■ **Work required**
Gather all lines with the word "file" in them.

■ **Material for this exercise**
────────────────

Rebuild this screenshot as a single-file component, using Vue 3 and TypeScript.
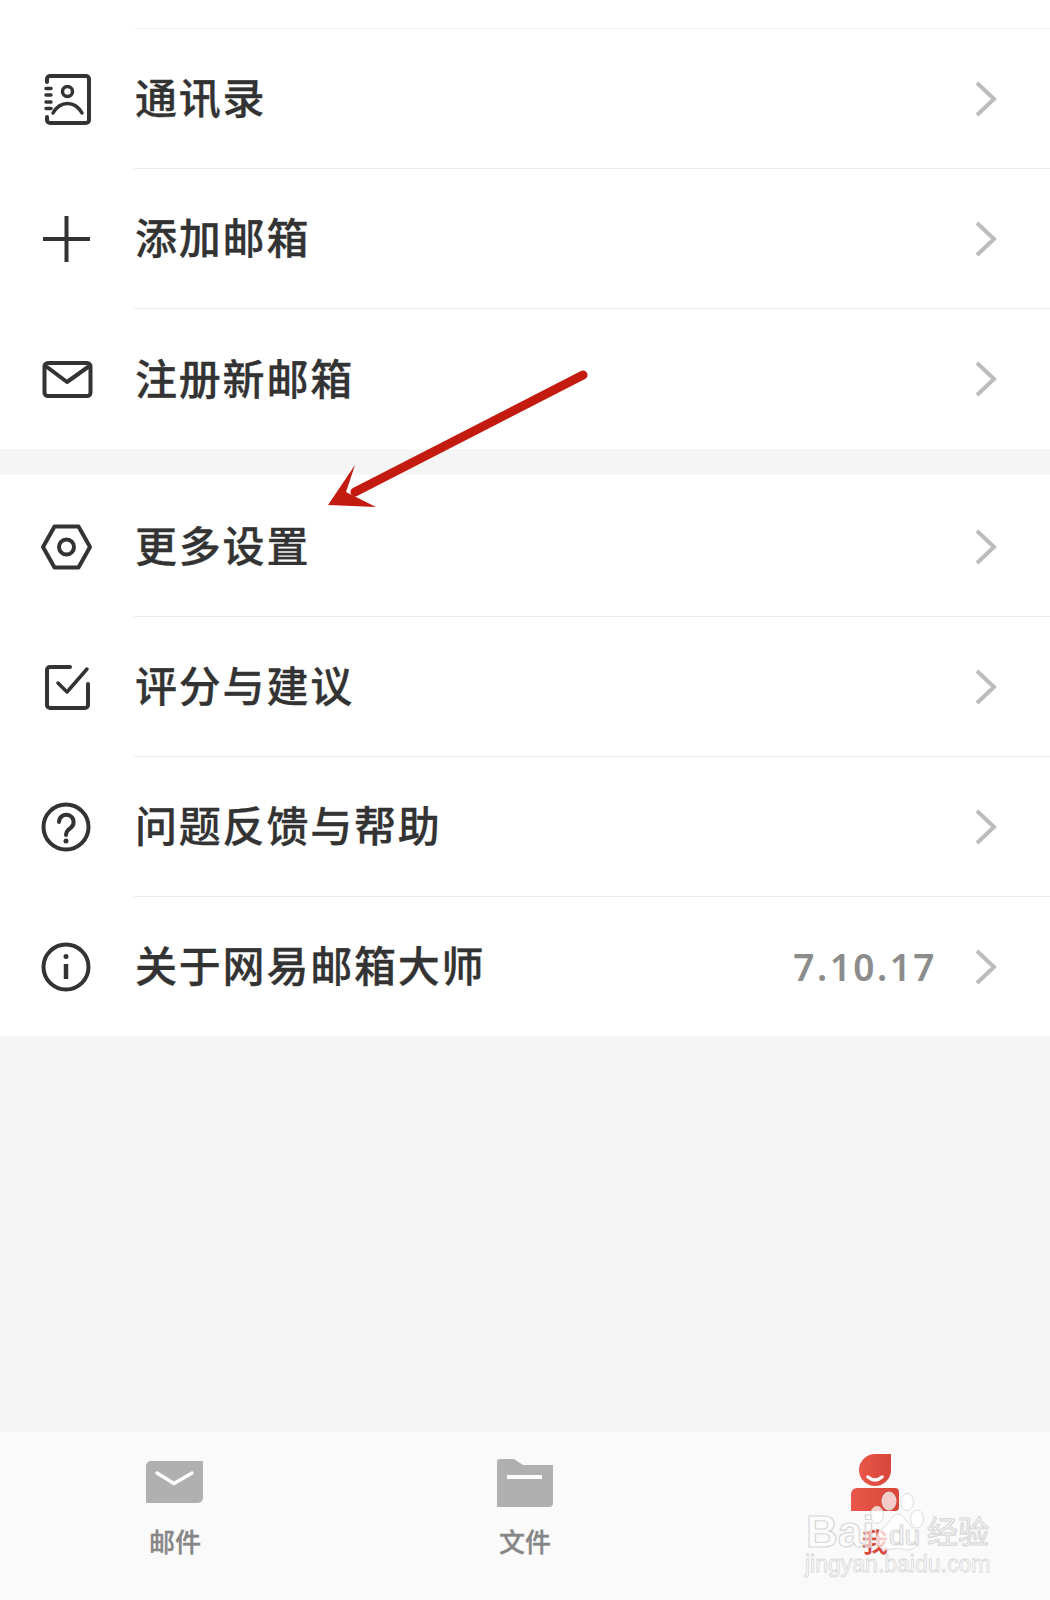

────────────────

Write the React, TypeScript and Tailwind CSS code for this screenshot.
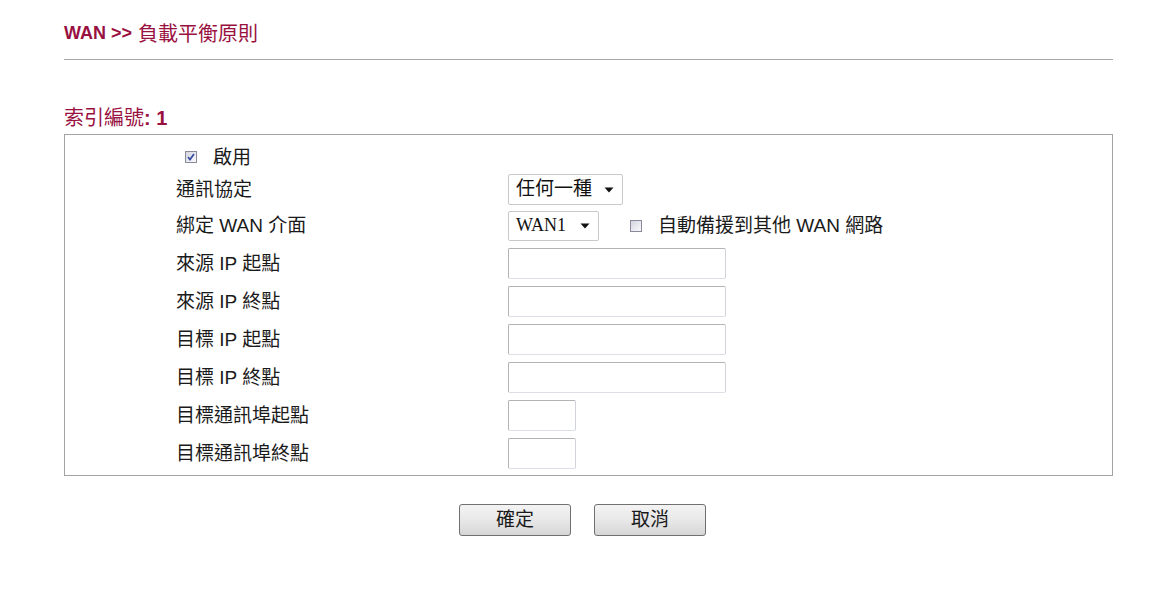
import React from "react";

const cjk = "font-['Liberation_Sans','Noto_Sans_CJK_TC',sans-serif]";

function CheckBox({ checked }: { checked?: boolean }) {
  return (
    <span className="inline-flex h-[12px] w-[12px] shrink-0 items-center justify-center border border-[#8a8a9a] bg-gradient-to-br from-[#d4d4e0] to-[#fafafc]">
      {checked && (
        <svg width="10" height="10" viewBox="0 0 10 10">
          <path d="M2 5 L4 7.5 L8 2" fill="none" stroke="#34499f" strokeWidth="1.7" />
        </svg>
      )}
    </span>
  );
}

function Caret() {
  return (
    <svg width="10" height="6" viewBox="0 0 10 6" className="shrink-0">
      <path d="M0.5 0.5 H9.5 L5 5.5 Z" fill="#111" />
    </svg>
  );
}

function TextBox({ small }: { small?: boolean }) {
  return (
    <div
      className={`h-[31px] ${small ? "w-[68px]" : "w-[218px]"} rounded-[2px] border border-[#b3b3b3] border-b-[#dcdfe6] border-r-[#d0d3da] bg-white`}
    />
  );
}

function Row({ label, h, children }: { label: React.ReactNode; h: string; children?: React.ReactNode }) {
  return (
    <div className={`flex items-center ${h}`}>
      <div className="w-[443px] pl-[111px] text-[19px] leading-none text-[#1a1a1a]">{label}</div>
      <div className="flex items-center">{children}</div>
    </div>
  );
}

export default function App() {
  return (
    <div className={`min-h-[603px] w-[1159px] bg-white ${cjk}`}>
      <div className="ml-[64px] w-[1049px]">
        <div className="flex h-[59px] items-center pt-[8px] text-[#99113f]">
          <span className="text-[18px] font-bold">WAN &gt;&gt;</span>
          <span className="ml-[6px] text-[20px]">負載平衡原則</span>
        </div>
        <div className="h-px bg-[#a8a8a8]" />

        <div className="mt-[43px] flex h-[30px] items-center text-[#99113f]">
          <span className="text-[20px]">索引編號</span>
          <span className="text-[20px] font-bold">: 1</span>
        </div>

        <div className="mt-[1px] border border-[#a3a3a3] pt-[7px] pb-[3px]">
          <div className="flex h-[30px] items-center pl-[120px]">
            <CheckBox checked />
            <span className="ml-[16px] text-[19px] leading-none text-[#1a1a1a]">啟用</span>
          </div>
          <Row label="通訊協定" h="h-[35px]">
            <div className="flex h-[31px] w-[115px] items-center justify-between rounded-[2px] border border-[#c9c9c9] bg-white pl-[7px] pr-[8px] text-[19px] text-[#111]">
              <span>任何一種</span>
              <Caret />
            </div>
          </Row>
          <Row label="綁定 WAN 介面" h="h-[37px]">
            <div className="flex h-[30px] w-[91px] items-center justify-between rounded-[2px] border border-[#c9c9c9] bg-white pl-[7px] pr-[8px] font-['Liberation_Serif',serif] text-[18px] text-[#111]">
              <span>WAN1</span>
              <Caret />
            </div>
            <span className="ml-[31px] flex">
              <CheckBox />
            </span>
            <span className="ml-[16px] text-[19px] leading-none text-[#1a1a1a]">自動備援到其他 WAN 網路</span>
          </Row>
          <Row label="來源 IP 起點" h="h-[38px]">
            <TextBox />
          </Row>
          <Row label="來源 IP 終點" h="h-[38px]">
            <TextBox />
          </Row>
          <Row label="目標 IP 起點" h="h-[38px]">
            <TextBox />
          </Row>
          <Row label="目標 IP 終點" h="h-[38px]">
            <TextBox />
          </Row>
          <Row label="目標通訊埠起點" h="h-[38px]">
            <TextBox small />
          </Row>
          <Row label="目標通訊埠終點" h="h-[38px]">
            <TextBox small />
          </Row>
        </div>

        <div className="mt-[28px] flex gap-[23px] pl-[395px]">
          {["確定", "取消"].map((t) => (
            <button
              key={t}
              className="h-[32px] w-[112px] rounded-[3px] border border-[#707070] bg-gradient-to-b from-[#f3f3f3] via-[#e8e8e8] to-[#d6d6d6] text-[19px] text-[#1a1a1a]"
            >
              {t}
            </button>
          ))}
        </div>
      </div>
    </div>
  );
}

────────────────

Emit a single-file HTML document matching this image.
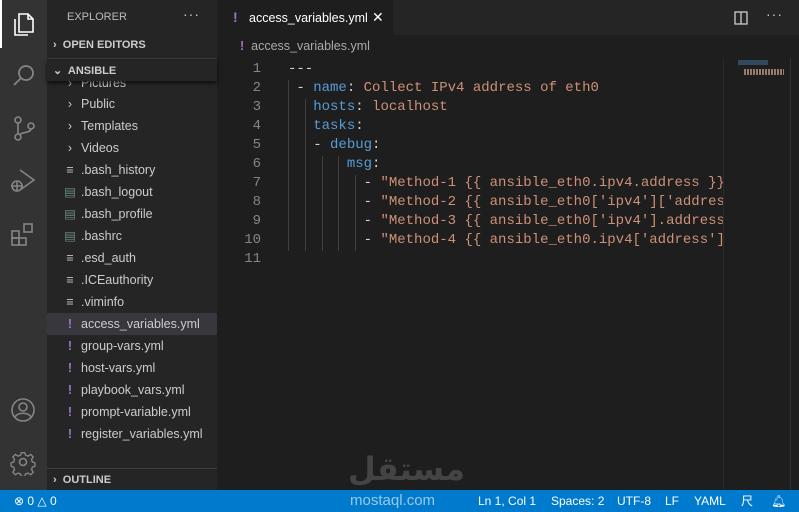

────────────────

■ **Result of this exercise**
Rebuild this screenshot as a single-file component, using Vue 3 and TypeScript.
Emit a single-file HTML document matching this image.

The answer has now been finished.